■ WHAT IS ASKED:
Transcribe the listing exactly, leaving out every picture.
-------- INPUT FOR THIS TASK --------
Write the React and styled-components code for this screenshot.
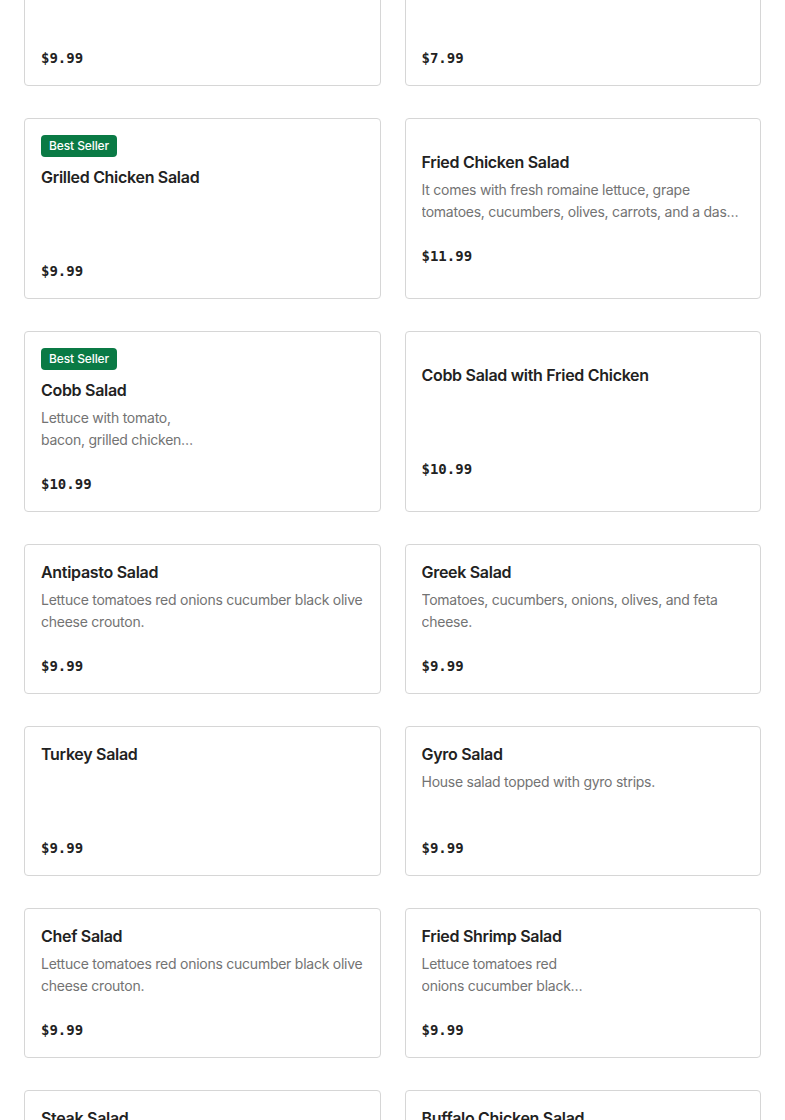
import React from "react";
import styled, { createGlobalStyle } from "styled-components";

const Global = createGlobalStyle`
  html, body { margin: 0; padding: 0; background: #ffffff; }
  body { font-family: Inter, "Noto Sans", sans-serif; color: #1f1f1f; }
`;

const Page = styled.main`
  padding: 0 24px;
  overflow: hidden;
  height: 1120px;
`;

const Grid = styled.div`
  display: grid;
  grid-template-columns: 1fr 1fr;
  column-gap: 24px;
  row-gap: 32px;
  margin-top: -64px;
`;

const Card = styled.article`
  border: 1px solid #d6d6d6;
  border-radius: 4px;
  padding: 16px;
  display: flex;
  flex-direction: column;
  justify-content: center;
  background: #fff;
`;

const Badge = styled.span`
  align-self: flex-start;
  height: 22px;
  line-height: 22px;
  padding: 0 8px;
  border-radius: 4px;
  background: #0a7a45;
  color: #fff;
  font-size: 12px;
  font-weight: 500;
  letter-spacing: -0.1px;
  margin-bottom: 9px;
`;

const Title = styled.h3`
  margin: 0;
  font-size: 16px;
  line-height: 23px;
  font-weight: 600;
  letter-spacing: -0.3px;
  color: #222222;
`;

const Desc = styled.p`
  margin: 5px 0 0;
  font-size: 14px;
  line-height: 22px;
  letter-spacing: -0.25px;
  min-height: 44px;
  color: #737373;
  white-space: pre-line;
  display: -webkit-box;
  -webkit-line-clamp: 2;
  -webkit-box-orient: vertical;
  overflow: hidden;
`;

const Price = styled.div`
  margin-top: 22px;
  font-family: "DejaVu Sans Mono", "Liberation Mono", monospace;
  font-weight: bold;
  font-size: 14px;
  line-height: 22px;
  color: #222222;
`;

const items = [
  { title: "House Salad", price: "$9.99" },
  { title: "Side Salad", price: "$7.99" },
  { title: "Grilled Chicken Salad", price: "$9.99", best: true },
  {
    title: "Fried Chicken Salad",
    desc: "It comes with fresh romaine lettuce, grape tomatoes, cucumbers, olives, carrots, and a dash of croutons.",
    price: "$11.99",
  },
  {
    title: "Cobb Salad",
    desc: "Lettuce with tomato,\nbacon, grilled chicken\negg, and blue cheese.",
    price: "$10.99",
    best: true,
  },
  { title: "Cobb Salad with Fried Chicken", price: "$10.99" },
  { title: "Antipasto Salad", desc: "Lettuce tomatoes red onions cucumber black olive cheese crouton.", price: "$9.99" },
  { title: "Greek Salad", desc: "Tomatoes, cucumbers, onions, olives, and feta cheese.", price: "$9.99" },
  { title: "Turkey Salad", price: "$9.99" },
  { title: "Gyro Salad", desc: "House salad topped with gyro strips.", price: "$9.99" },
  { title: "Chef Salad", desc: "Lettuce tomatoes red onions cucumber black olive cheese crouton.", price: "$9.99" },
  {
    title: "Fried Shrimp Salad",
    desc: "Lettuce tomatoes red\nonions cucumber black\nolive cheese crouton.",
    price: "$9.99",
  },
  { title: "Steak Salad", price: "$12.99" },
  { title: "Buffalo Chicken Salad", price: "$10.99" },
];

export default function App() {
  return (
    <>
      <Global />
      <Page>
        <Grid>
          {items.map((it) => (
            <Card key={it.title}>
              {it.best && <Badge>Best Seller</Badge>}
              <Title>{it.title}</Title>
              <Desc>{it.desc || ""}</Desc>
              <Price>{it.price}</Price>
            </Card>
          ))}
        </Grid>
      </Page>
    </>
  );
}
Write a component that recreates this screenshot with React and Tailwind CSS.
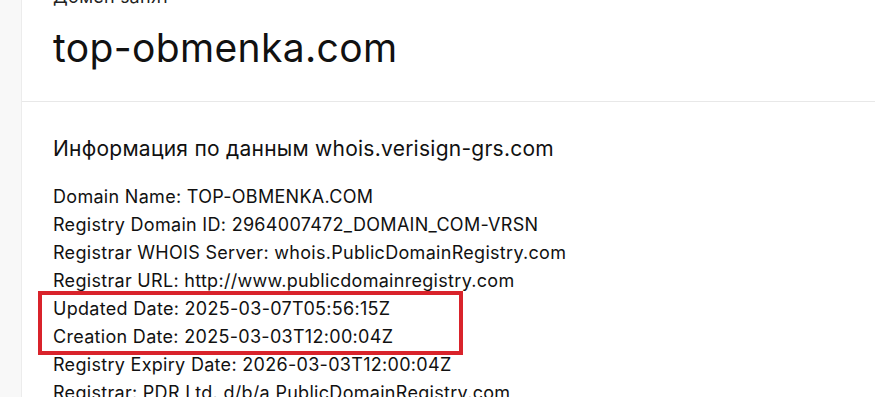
--------
■ SOLUTION:
Write the React and styled-components code for this screenshot.
import React from "react";
import styled, { createGlobalStyle } from "styled-components";

const Global = createGlobalStyle`
  html, body { margin: 0; padding: 0; background: #ffffff; }
  body { font-family: Inter, "Noto Sans", sans-serif; color: #1f1f1f; }
`;

const Page = styled.main`
  padding: 0 24px;
  overflow: hidden;
  height: 1120px;
`;

const Grid = styled.div`
  display: grid;
  grid-template-columns: 1fr 1fr;
  column-gap: 24px;
  row-gap: 32px;
  margin-top: -64px;
`;

const Card = styled.article`
  border: 1px solid #d6d6d6;
  border-radius: 4px;
  padding: 16px;
  display: flex;
  flex-direction: column;
  justify-content: center;
  background: #fff;
`;

const Badge = styled.span`
  align-self: flex-start;
  height: 22px;
  line-height: 22px;
  padding: 0 8px;
  border-radius: 4px;
  background: #0a7a45;
  color: #fff;
  font-size: 12px;
  font-weight: 500;
  letter-spacing: -0.1px;
  margin-bottom: 9px;
`;

const Title = styled.h3`
  margin: 0;
  font-size: 16px;
  line-height: 23px;
  font-weight: 600;
  letter-spacing: -0.3px;
  color: #222222;
`;

const Desc = styled.p`
  margin: 5px 0 0;
  font-size: 14px;
  line-height: 22px;
  letter-spacing: -0.25px;
  min-height: 44px;
  color: #737373;
  white-space: pre-line;
  display: -webkit-box;
  -webkit-line-clamp: 2;
  -webkit-box-orient: vertical;
  overflow: hidden;
`;

const Price = styled.div`
  margin-top: 22px;
  font-family: "DejaVu Sans Mono", "Liberation Mono", monospace;
  font-weight: bold;
  font-size: 14px;
  line-height: 22px;
  color: #222222;
`;

const items = [
  { title: "House Salad", price: "$9.99" },
  { title: "Side Salad", price: "$7.99" },
  { title: "Grilled Chicken Salad", price: "$9.99", best: true },
  {
    title: "Fried Chicken Salad",
    desc: "It comes with fresh romaine lettuce, grape tomatoes, cucumbers, olives, carrots, and a dash of croutons.",
    price: "$11.99",
  },
  {
    title: "Cobb Salad",
    desc: "Lettuce with tomato,\nbacon, grilled chicken\negg, and blue cheese.",
    price: "$10.99",
    best: true,
  },
  { title: "Cobb Salad with Fried Chicken", price: "$10.99" },
  { title: "Antipasto Salad", desc: "Lettuce tomatoes red onions cucumber black olive cheese crouton.", price: "$9.99" },
  { title: "Greek Salad", desc: "Tomatoes, cucumbers, onions, olives, and feta cheese.", price: "$9.99" },
  { title: "Turkey Salad", price: "$9.99" },
  { title: "Gyro Salad", desc: "House salad topped with gyro strips.", price: "$9.99" },
  { title: "Chef Salad", desc: "Lettuce tomatoes red onions cucumber black olive cheese crouton.", price: "$9.99" },
  {
    title: "Fried Shrimp Salad",
    desc: "Lettuce tomatoes red\nonions cucumber black\nolive cheese crouton.",
    price: "$9.99",
  },
  { title: "Steak Salad", price: "$12.99" },
  { title: "Buffalo Chicken Salad", price: "$10.99" },
];

export default function App() {
  return (
    <>
      <Global />
      <Page>
        <Grid>
          {items.map((it) => (
            <Card key={it.title}>
              {it.best && <Badge>Best Seller</Badge>}
              <Title>{it.title}</Title>
              <Desc>{it.desc || ""}</Desc>
              <Price>{it.price}</Price>
            </Card>
          ))}
        </Grid>
      </Page>
    </>
  );
}
Write a component that recreates this screenshot with React and Tailwind CSS.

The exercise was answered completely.